The Quick and the Dead

The Quick and the Dead
by Elizabeth Harrington

Grayson Books, 2010; 30 pages, $10.00
ISBN: 978-0-9785382-6-2, paper
http://www.graysonbooks.com/TheQuickandTheDead.htm

Reviewed by Brant Lyon

When faced with life's most difficult challenges and dealing with personal tragedy, perhaps what most sets a poet apart from someone else is the ability to put into words in the most artful way the brutal, the delicate, ineffable, obvious, esoteric, or universal in human experience. Or, as that homespun and inelegant saying about life's lemons puts it: to make lemonade.

Elizabeth Harrington's The Quick and the Dead was winner of the 2010 Grayson Books Poetry Chapbook Competition. It now enjoys its second printing. In consideration of its subject, that's a lot of lemonade. It chronicles her story of transplant surgery: the small intestine taken from a mysterious donor—an anonymous thirteen-year-old boy from Minnesota—and, as though a life-giving baton in a relay race, is passed to her. Language rich as it is lean, Harrington's words are precise yet associative, daring yet tender, dry-eyed though deeply felt. Crafted with lapidary finesse and concision, each poem with the exception of three, fits neatly on one page, refracting another facet of the narrative. It's a quick read, but one that invites lingering.

What's most intriguing is how successfully and powerfully Harrington universalizes in her unique journey the obsessive, altered states of mind that life and death crises thrust upon us: when the entire world becomes an intensified projection of hopes, fears, and search for meaning, and everyday objects take on symbolic significance, events assuming mythical proportion burgeoning omens, approaching the mystical.

Like the skein of time, the long strand of small intestine is "unspooled" from her donor and "rewound" inside her abdomen that her "future's future" and she "would keep going." As she speculates about the circumstances of his death and fantasizes about his identity, Harrington's pathos is almost like that of an adopted child that yearns to know its birth mother. In the opening poem, she imagines his hands "arranged over vacancy" and suggests the reader imagine her own chilly hands, just as, in the next, her limbs are arranged in preparation for the operation that will give her a chance of survival. In another poem, post-surgical pills have star names: Cytovene, Reglan; a blood thinner bruises her skin with "breath taking sunsets."
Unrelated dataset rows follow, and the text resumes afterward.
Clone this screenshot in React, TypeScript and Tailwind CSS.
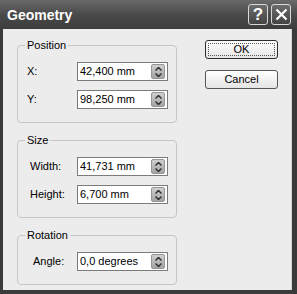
import React from 'react'

const font = { fontFamily: '"Liberation Sans", Arial, sans-serif' }

function Spinner() {
  return (
    <div className="w-[14px] h-[15px] rounded-[2px] border border-[#959595] bg-gradient-to-b from-[#cfcfcf] to-[#a4a4a4] flex flex-col items-center justify-center gap-[2px]">
      <svg width="7" height="4" viewBox="0 0 7 4">
        <path d="M0.5 3.5 L3.5 0.5 L6.5 3.5" fill="none" stroke="#333" strokeWidth="1.5" />
      </svg>
      <svg width="7" height="4" viewBox="0 0 7 4">
        <path d="M0.5 0.5 L3.5 3.5 L6.5 0.5" fill="none" stroke="#333" strokeWidth="1.5" />
      </svg>
    </div>
  )
}

function Field({ label, value, pad }: { label: string; value: string; pad: string }) {
  return (
    <div className="flex items-center h-[19px]">
      <span className={`${pad} w-[59px] leading-[13px]`}>{label}</span>
      <div className="w-[91px] h-[19px] border border-[#7b7b7b] bg-white flex items-center justify-between pl-[2px] pr-[2px]">
        <span className="leading-[13px]">{value}</span>
        <Spinner />
      </div>
    </div>
  )
}

function Group({ title, children }: { title: string; children: React.ReactNode }) {
  return (
    <div className="relative border border-[#c6c6c6] rounded-[4px] pt-[16px] pb-[13px] flex flex-col gap-[9px]">
      <span className="absolute -top-[7px] left-[7px] px-[2px] bg-[#ececec] leading-[13px]">{title}</span>
      {children}
    </div>
  )
}

export default function App() {
  return (
    <div className="w-[297px] h-[294px] bg-[#3b3b3b] flex flex-col text-[11px] text-black" style={font}>
      {/* Title bar */}
      <div className="h-[29px] bg-gradient-to-b from-[#6a6a6a] via-[#4a4a4a] to-[#3d3d3d] flex items-center justify-between pl-[7px] pr-[6px]">
        <span className="text-white font-bold text-[14px] leading-none">Geometry</span>
        <div className="flex gap-[3px]">
          <div className="w-[20px] h-[21px] rounded-[3px] border border-[#d8d8d8] bg-gradient-to-b from-[#6c6c6c] to-[#444] flex items-center justify-center text-white font-bold text-[17px] leading-none">
            ?
          </div>
          <div className="w-[20px] h-[21px] rounded-[3px] border border-[#d8d8d8] bg-gradient-to-b from-[#6c6c6c] to-[#444] flex items-center justify-center">
            <svg width="13" height="13" viewBox="0 0 13 13">
              <path d="M1.5 1.5 L11.5 11.5 M11.5 1.5 L1.5 11.5" stroke="white" strokeWidth="2.2" />
            </svg>
          </div>
        </div>
      </div>

      {/* Body */}
      <div className="flex-1 ml-[3px] mr-[5px] mb-[4px] bg-[#ececec] border-r border-[#d4d4d4] flex pl-[14px] pt-[16px]">
        <div className="w-[160px] flex flex-col gap-[17px]">
          <Group title="Position">
            <Field label="X:" value="42,400 mm" pad="pl-[9px]" />
            <Field label="Y:" value="98,250 mm" pad="pl-[9px]" />
          </Group>
          <Group title="Size">
            <Field label="Width:" value="41,731 mm" pad="pl-[12px]" />
            <Field label="Height:" value="6,700 mm" pad="pl-[12px]" />
          </Group>
          <Group title="Rotation">
            <Field label="Angle:" value="0,0 degrees" pad="pl-[15px]" />
          </Group>
        </div>

        <div className="ml-[28px] mt-[-5px] flex flex-col gap-[11px]">
          <button className="w-[73px] h-[19px] rounded-[3px] border border-[#2e2e2e] bg-gradient-to-b from-white to-[#e4e4e4] p-[2px]">
            <div className="w-full h-full border border-dotted border-[#555] flex items-center justify-center leading-none">
              OK
            </div>
          </button>
          <button className="w-[73px] h-[19px] rounded-[3px] border border-[#555] bg-gradient-to-b from-white to-[#e4e4e4] flex items-center justify-center leading-none">
            Cancel
          </button>
        </div>
      </div>
    </div>
  )
}
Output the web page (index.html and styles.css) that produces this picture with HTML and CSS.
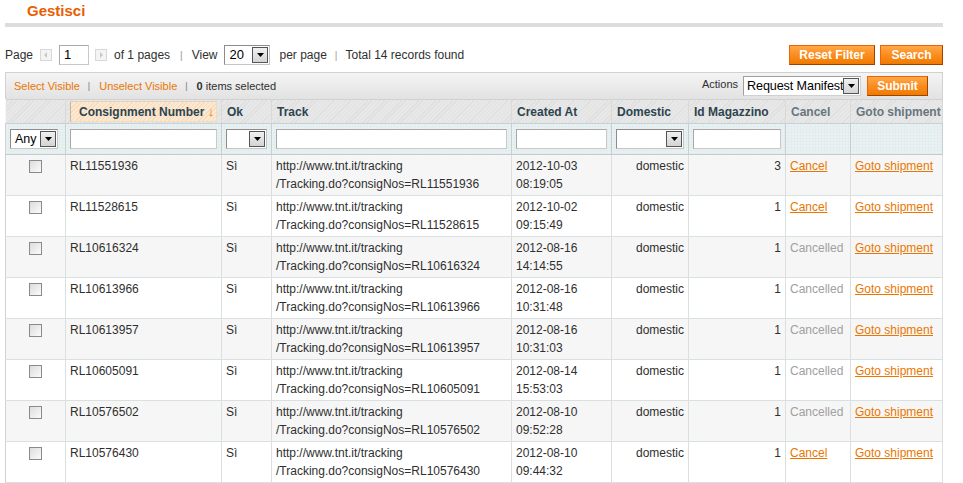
FILE: index.html
```html
<!DOCTYPE html>
<html>
<head>
<meta charset="utf-8">
<link rel="stylesheet" href="styles.css">
</head>
<body>
<div class="wrap">
  <div class="content-header"><h3>Gestisci</h3></div>

  <div class="pager-row">
    <div class="pager">
      <span>Page</span>
      <span class="arrow-btn prev"><svg width="10" height="10" viewBox="0 0 10 10"><path d="M6 2 L3 5 L6 8 Z" fill="#c8c8c8"/></svg></span>
      <span class="page-input">1</span>
      <span class="arrow-btn next"><svg width="10" height="10" viewBox="0 0 10 10"><path d="M4 2 L7 5 L4 8 Z" fill="#c8c8c8"/></svg></span>
      <span class="ofpages">of 1 pages</span>
      <span class="sep">|</span>
      <span>View</span>
      <span class="sel sel-view"><span class="val">20</span><span class="arr"><svg width="7" height="4" viewBox="0 0 7 4"><path d="M0 0 H7 L3.5 4 Z" fill="#000"/></svg></span></span>
      <span class="perpage">per page</span>
      <span class="sep sep2">|</span>
      <span>Total 14 records found</span>
    </div>
    <div class="pager-buttons">
      <span class="btn btn-reset">Reset Filter</span>
      <span class="btn btn-search">Search</span>
    </div>
  </div>

  <div class="massaction">
    <div class="mass-left">
      <a class="mlink">Select Visible</a>
      <span class="msep">|</span>
      <a class="mlink">Unselect Visible</a>
      <span class="msep">|</span>
      <span class="selected"><b>0</b> items selected</span>
    </div>
    <div class="mass-right">
      <span class="actions-label">Actions</span>
      <span class="sel sel-actions"><span class="val">Request Manifest</span><span class="arr"><svg width="7" height="4" viewBox="0 0 7 4"><path d="M0 0 H7 L3.5 4 Z" fill="#000"/></svg></span></span>
      <span class="btn btn-submit">Submit</span>
    </div>
  </div>

  <table class="grid">
    <colgroup>
      <col style="width:60px"><col style="width:156px"><col style="width:50px"><col style="width:240px"><col style="width:100px"><col style="width:77px"><col style="width:97px"><col style="width:65px"><col style="width:92px">
    </colgroup>
    <thead>
      <tr class="headings">
        <th></th>
        <th class="sorted"><span class="sort-box">Consignment Number <span class="sort-arrow">↓</span></span></th>
        <th>Ok</th>
        <th>Track</th>
        <th>Created At</th>
        <th>Domestic</th>
        <th>Id Magazzino</th>
        <th class="nosort">Cancel</th>
        <th class="nosort">Goto shipment</th>
      </tr>
      <tr class="filter">
        <th><span class="sel sel-any"><span class="val">Any</span><span class="arr"><svg width="7" height="4" viewBox="0 0 7 4"><path d="M0 0 H7 L3.5 4 Z" fill="#000"/></svg></span></span></th>
        <th><span class="finput"></span></th>
        <th><span class="sel sel-full"><span class="val"></span><span class="arr"><svg width="7" height="4" viewBox="0 0 7 4"><path d="M0 0 H7 L3.5 4 Z" fill="#000"/></svg></span></span></th>
        <th><span class="finput"></span></th>
        <th><span class="finput"></span></th>
        <th><span class="sel sel-full"><span class="val"></span><span class="arr"><svg width="7" height="4" viewBox="0 0 7 4"><path d="M0 0 H7 L3.5 4 Z" fill="#000"/></svg></span></span></th>
        <th><span class="finput"></span></th>
        <th></th>
        <th></th>
      </tr>
    </thead>
    <tbody>
      <tr class="odd">
        <td class="c"><span class="cb"></span></td><td>RL11551936</td><td>Sì</td>
        <td>http://www.tnt.it/tracking<br>/Tracking.do?consigNos=RL11551936</td>
        <td>2012-10-03<br>08:19:05</td><td class="r">domestic</td><td class="r">3</td>
        <td><a class="act">Cancel</a></td><td><a class="act">Goto shipment</a></td>
      </tr>
      <tr>
        <td class="c"><span class="cb"></span></td><td>RL11528615</td><td>Sì</td>
        <td>http://www.tnt.it/tracking<br>/Tracking.do?consigNos=RL11528615</td>
        <td>2012-10-02<br>09:15:49</td><td class="r">domestic</td><td class="r">1</td>
        <td><a class="act">Cancel</a></td><td><a class="act">Goto shipment</a></td>
      </tr>
      <tr class="odd">
        <td class="c"><span class="cb"></span></td><td>RL10616324</td><td>Sì</td>
        <td>http://www.tnt.it/tracking<br>/Tracking.do?consigNos=RL10616324</td>
        <td>2012-08-16<br>14:14:55</td><td class="r">domestic</td><td class="r">1</td>
        <td class="done">Cancelled</td><td><a class="act">Goto shipment</a></td>
      </tr>
      <tr>
        <td class="c"><span class="cb"></span></td><td>RL10613966</td><td>Sì</td>
        <td>http://www.tnt.it/tracking<br>/Tracking.do?consigNos=RL10613966</td>
        <td>2012-08-16<br>10:31:48</td><td class="r">domestic</td><td class="r">1</td>
        <td class="done">Cancelled</td><td><a class="act">Goto shipment</a></td>
      </tr>
      <tr class="odd">
        <td class="c"><span class="cb"></span></td><td>RL10613957</td><td>Sì</td>
        <td>http://www.tnt.it/tracking<br>/Tracking.do?consigNos=RL10613957</td>
        <td>2012-08-16<br>10:31:03</td><td class="r">domestic</td><td class="r">1</td>
        <td class="done">Cancelled</td><td><a class="act">Goto shipment</a></td>
      </tr>
      <tr>
        <td class="c"><span class="cb"></span></td><td>RL10605091</td><td>Sì</td>
        <td>http://www.tnt.it/tracking<br>/Tracking.do?consigNos=RL10605091</td>
        <td>2012-08-14<br>15:53:03</td><td class="r">domestic</td><td class="r">1</td>
        <td class="done">Cancelled</td><td><a class="act">Goto shipment</a></td>
      </tr>
      <tr class="odd">
        <td class="c"><span class="cb"></span></td><td>RL10576502</td><td>Sì</td>
        <td>http://www.tnt.it/tracking<br>/Tracking.do?consigNos=RL10576502</td>
        <td>2012-08-10<br>09:52:28</td><td class="r">domestic</td><td class="r">1</td>
        <td class="done">Cancelled</td><td><a class="act">Goto shipment</a></td>
      </tr>
      <tr>
        <td class="c"><span class="cb"></span></td><td>RL10576430</td><td>Sì</td>
        <td>http://www.tnt.it/tracking<br>/Tracking.do?consigNos=RL10576430</td>
        <td>2012-08-10<br>09:44:32</td><td class="r">domestic</td><td class="r">1</td>
        <td><a class="act">Cancel</a></td><td><a class="act">Goto shipment</a></td>
      </tr>
    </tbody>
  </table>
</div>
</body>
</html>
```
FILE: styles.css
```css
html, body {
  margin: 0;
  padding: 0;
  background: #fff;
}
body {
  font-family: "Liberation Sans", Arial, sans-serif;
  font-size: 12px;
  color: #2f2f2f;
}
.wrap {
  margin-left: 5px;
  width: 938px;
}
.content-header {
  height: 23px;
  border-bottom: 4px solid #dddddd;
  padding-left: 22px;
}
.content-header h3 {
  margin: 0;
  font-size: 15px;
  line-height: 22px;
  font-weight: bold;
  color: #eb5e00;
}

/* pager */
.pager-row {
  margin-top: 18px;
  height: 20px;
  display: flex;
  justify-content: space-between;
  align-items: center;
}
.pager {
  display: flex;
  align-items: center;
  height: 20px;
  white-space: nowrap;
}
.arrow-btn {
  width: 10px;
  height: 10px;
  border: 1px solid #d8d8d8;
  background: #f4f4f4;
  display: inline-flex;
  box-sizing: content-box;
}
.arrow-btn.prev { margin-left: 7px; }
.arrow-btn.next { margin-left: 6px; }
.page-input {
  margin-left: 7px;
  width: 28px;
  height: 18px;
  border: 1px solid #aaa;
  border-color: #aaa #c8c8c8 #c8c8c8 #aaa;
  line-height: 18px;
  box-sizing: content-box;
  text-indent: 4px;
  font-size: 13px;
  color: #000;
}
.ofpages { margin-left: 7px; }
.sep {
  margin: 0 9px 0 10px;
  color: #999;
  font-size: 10px;
}
.sep.sep2 {
  margin: 0 8px 0 8px;
}
.sel {
  display: inline-flex;
  align-items: center;
  height: 20px;
  box-sizing: border-box;
  border: 1px solid #9a9a9a;
  border-color: #8c8c8c #c5c5c5 #c5c5c5 #8c8c8c;
  background: #fff;
  color: #000;
  overflow: hidden;
  position: relative;
  font-weight: normal;
}
.sel .val {
  flex: 1;
  padding-left: 4px;
  white-space: nowrap;
  overflow: hidden;
  font-size: 13px;
  line-height: 18px;
  font-weight: normal;
}
.sel .arr {
  width: 14px;
  height: 14px;
  margin: 1px 1px 1px 0;
  border: 1px solid #555;
  background: linear-gradient(#f0f0f0, #d4d4d4);
  display: flex;
  align-items: center;
  justify-content: center;
  flex: none;
}
.sel-view {
  width: 46px;
  margin-left: 7px;
}
.perpage { margin-left: 9px; }
.pager-buttons {
  display: flex;
  gap: 5px;
}
.btn {
  display: inline-block;
  height: 20px;
  box-sizing: border-box;
  line-height: 18px;
  padding: 0 7px;
  border: 1px solid;
  border-color: #ed6502 #a04300 #a04300 #ed6502;
  background: linear-gradient(#ffa84a 0%, #fb8f22 45%, #f07a00 100%);
  color: #fff;
  font-weight: bold;
  font-size: 12px;
  text-align: center;
  white-space: nowrap;
}
.btn-reset { width: 86px; }
.btn-search { width: 63px; }
.btn-submit { width: 61px; margin-left: 6px; height: 20px; }

/* massaction */
.massaction {
  margin-top: 7px;
  height: 26px;
  border: 1px solid #d1d1d1;
  border-bottom: 0;
  background: linear-gradient(#f4f4f4, #e2e2e2);
  display: flex;
  justify-content: space-between;
  align-items: center;
  padding: 0 14px 0 8px;
  font-size: 11px;
}
.mass-left {
  display: flex;
  align-items: center;
  white-space: nowrap;
}
.mlink {
  color: #ea7601;
}
.msep {
  margin: 0 9px 0 8px;
  color: #777;
  font-size: 9px;
}
.selected { color: #2f2f2f; }
.mass-right {
  display: flex;
  align-items: center;
  margin-top: -1px;
}
.actions-label {
  margin-right: 5px;
  color: #2f2f2f;
  margin-top: -4px;
}
.sel-actions {
  width: 118px;
  height: 20px;
  border-color: #a0a0a0 #d0d0d0 #d0d0d0 #a0a0a0;
}
.sel-actions .val {
  font-size: 12.6px;
  padding-left: 3px;
  padding-right: 0;
  overflow: visible;
  letter-spacing: -0.1px;
}
.sel-actions .arr {
  position: absolute;
  right: 0;
  top: 1px;
  margin: 0 1px 0 0;
}

/* grid */
.grid {
  width: 938px;
  border-collapse: collapse;
  table-layout: fixed;
  border: 1px solid #d1d1d1;
}
.grid th, .grid td {
  box-sizing: border-box;
}
.headings th {
  height: 23px;
  padding: 0 5px;
  text-align: left;
  font-weight: bold;
  color: #2d444f;
  white-space: nowrap;
  border-left: 1px solid #f7f7f7;
  border-right: 1px solid #d9d9d9;
  border-bottom: 1px solid #c2d3d7;
  background: repeating-linear-gradient(135deg, #e9e9e9 0 1px, #dddddd 1px 2px, #e9e9e9 2px 3px);
}
.headings th.nosort {
  color: #67767e;
  font-weight: bold;
}
.headings th.sorted {
  padding: 1px 4px 1px 4px;
}
.sort-box {
  display: block;
  height: 21px;
  box-sizing: border-box;
  line-height: 19px;
  padding-left: 8px;
  border: 1px solid #f1dcc0;
  border-left-color: #c8b49b;
  border-top-color: #e5d3bd;
  background: repeating-linear-gradient(135deg, #fde9d2 0 1px, #f6dcbc 1px 2px, #fde9d2 2px 3px);
}
.sort-arrow {
  color: #f06a00;
  font-weight: normal;
  margin-left: 0;
  font-size: 13px;
}
.filter th {
  height: 31px;
  padding: 0 4px 0 4px;
  background-color: #e0eaec;
  background-image:
    linear-gradient(rgba(255,255,255,0.35) 1px, transparent 1px),
    linear-gradient(90deg, rgba(255,255,255,0.35) 1px, transparent 1px);
  background-size: 3px 3px;
  border-right: 1px solid #c6d0d2;
  border-bottom: 1px solid #c2cbcd;
  text-align: left;
  vertical-align: middle;
  font-weight: normal;
}
.finput {
  display: block;
  height: 20px;
  box-sizing: border-box;
  border: 1px solid #aaa;
  border-color: #a8a8a8 #c9c9c9 #c9c9c9 #a8a8a8;
  background: #fff;
}
.sel-any {
  width: 48px;
  display: flex;
}
.sel-any .val {
  font-size: 12.5px;
}
.sel-full {
  width: 100%;
  display: flex;
}
.grid td {
  padding: 2px 4px;
  line-height: 18px;
  vertical-align: top;
  border-right: 1px solid #dadfe0;
  border-bottom: 1px solid #dadfe0;
  white-space: nowrap;
  overflow: hidden;
  height: 41px;
}
.grid tr.odd td {
  background: #f6f6f6;
}
.grid td.c { text-align: center; }
.grid td.r { text-align: right; }
.cb {
  display: inline-block;
  width: 11px;
  height: 11px;
  margin-top: 3px;
  margin-right: 1px;
  border: 1px solid #8a8a8a;
  background: linear-gradient(135deg, #dcdcdc, #fbfbfb);
  vertical-align: top;
}
a.act {
  color: #ea7601;
  text-decoration: underline;
}
td.done {
  color: #a0a0a0;
}
```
Often Harrington's metaphors and imagery are multi-layered, even delightfully contradictory. A lost pair of sandals that represent a romantic past are at once talisman ("When I slipped them on, I was someone else.") and sentimental, however bitter, reminder of what's missing ("the ones I wore … before he disappeared"). The lights of the hospital ICU are always on, as they are "in a gambling casino or interrogation room." What more economical and vivid way to convey the duality of thrilling high-stakes risk, of beating the odds, up against the fear, menace, and invasiveness of major surgery?

Harrington somehow simultaneously explodes each moment as she contracts it. These poems are intimate, exquisite, and broad-minded, philosophical. For all their earthiness, they never bog into the prosaic, nor, at their most expansive and subtle, float into mere abstraction. They are firmly grounded, rooted in familiar relationships that add elements of wry humor and uplift. While on a business trip, the doctor she consults to learn about her condition notices underwear spilling out of her valise and asks if she'll be staying. Later, as her surgeon, he'll tell everyone on the ward that she's a pain in the ass. Her mother shows up bedside with a book of crosswords, Rubik's Cube, and glow-in-the-dark digital solitaire. Funny and real. Profound yet buoyant.

Though she says there are but two weathers in her life: rain and not rain, a recurring image of light pervades. "You must keep the sun as your guide as if it were attached to you, like a balloon. Like the body. Warm, but not too." And, in the end, we see, "it makes all the difference how you survive."


Brant Lyon is a poet, fiction writer, and musician. He is senior editor for Uphook Press and producer and host for Hydrogen Jukebox, a reading series in NYC where poets recite with an improvisational band. A collection of his poetry, You Are White Inside, will be published Fall 2011 by Three Rooms Press.